30 outubro, 2011

setenta

Somos miúdos esfomeados de sono. Os chinelos a meio palmo da cama para nunca andar descalço, o pijama azul feio, o cabelo penteado para a direita e o dento partido a meio que um filho da puta qualquer me há-de querer emendar, e eu quero-o assim. Os pés de um morto, os pés a morrerem de frio. Pensar que foi há tanto tempo. Era ter um cão que não morresse antes de mim, uns pais que ficassem o tempo todo por perto, que nos dessem espaço para saudades e uma mulher ou duas. Era termos isso e não crescíamos.
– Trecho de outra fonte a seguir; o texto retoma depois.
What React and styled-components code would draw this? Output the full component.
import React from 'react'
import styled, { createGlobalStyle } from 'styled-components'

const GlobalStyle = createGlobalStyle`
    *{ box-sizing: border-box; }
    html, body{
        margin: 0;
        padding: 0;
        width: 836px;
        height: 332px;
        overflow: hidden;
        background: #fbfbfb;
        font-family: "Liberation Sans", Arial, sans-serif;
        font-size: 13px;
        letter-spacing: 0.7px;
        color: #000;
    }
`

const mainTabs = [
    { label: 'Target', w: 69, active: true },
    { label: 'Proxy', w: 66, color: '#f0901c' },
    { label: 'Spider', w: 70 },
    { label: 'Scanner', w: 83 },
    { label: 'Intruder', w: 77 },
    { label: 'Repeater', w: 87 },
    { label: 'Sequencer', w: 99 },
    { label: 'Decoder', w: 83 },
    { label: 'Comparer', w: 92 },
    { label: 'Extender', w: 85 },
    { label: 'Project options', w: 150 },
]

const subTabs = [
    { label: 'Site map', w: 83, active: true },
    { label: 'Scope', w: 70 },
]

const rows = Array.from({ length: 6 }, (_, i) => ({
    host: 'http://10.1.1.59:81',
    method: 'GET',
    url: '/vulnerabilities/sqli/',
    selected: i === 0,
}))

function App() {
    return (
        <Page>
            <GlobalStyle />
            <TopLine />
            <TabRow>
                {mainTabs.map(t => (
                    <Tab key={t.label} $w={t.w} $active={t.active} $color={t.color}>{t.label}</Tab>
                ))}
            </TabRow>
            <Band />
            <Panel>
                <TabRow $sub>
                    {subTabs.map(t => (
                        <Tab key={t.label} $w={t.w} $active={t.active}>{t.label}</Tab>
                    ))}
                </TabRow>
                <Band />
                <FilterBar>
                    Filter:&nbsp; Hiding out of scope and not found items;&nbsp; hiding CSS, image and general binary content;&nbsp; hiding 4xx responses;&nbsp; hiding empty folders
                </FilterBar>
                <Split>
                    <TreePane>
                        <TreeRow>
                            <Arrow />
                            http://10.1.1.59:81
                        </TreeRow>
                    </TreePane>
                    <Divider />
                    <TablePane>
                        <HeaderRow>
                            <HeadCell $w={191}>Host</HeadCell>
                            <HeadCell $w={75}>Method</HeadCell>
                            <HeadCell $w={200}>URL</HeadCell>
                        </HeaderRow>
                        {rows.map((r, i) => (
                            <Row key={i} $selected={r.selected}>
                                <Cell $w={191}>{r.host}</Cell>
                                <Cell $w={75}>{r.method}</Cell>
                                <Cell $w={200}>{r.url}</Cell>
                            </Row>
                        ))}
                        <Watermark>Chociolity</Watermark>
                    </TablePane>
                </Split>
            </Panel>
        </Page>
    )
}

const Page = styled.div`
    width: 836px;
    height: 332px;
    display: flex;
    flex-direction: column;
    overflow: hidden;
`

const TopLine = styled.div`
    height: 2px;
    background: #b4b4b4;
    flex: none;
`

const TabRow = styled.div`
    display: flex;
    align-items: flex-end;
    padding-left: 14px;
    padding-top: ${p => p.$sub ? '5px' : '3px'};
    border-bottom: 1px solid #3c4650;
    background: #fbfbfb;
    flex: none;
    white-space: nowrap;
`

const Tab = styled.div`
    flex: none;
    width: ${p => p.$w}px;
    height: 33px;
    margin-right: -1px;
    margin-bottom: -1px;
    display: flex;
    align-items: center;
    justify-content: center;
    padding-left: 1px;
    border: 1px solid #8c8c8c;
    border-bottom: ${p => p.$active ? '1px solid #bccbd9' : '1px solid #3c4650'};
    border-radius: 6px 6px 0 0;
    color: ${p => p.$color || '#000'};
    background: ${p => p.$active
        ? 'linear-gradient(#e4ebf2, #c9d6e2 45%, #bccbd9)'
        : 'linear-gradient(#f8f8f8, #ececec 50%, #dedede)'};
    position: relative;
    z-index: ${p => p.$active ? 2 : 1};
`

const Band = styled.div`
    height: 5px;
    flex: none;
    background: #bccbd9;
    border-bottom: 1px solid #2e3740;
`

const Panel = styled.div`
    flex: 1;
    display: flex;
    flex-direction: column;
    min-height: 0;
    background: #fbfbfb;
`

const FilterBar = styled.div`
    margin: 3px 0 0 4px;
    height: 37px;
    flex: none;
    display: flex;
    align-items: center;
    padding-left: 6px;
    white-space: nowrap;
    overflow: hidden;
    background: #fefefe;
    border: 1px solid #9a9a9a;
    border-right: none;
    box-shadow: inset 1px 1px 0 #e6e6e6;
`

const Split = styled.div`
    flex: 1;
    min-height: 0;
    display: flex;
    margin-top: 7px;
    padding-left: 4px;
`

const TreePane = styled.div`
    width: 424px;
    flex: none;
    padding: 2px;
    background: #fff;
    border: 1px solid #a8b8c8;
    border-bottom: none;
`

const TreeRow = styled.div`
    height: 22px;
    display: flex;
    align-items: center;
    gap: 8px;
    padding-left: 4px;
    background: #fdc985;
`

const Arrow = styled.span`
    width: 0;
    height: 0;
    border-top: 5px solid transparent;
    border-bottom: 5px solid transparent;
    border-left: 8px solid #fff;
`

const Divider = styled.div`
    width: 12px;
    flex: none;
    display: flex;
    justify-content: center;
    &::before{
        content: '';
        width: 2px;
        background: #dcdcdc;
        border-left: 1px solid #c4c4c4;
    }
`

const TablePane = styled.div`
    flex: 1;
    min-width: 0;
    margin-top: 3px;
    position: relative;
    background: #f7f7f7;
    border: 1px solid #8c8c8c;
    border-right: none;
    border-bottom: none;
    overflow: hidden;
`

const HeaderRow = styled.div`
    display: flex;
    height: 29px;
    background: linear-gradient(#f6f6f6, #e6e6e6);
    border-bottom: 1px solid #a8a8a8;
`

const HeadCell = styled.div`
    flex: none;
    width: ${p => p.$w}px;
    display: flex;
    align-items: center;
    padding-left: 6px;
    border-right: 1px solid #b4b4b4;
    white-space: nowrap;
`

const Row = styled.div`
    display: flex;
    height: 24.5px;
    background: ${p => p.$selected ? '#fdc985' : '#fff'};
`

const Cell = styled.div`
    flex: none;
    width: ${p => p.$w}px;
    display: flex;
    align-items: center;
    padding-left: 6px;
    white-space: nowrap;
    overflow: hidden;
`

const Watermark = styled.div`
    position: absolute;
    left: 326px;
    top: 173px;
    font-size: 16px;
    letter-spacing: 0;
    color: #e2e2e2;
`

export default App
E nunca tinha dado com esta cara ao espelho de barba por fazer, estes olhos a quererem descanso, este quarto de merda que nada tem de meu. Tenho saudades tuas. Puta que pariu o tempo e caralhos me fodam se não me fizeste falta a vida toda. Só não sei se é melhor assim. Imagina: veres-me de pijama azul feio, o dente partido a meio. Desmanchar-te-ias a rir mesmo na minha cara. Tenho uma estranha certeza absoluta de que ainda hoje teria as bochechas vermelhas, os braços arrumados para dentro dos bolsos das calças e os ombros encolhidos numa vergonha descomunal.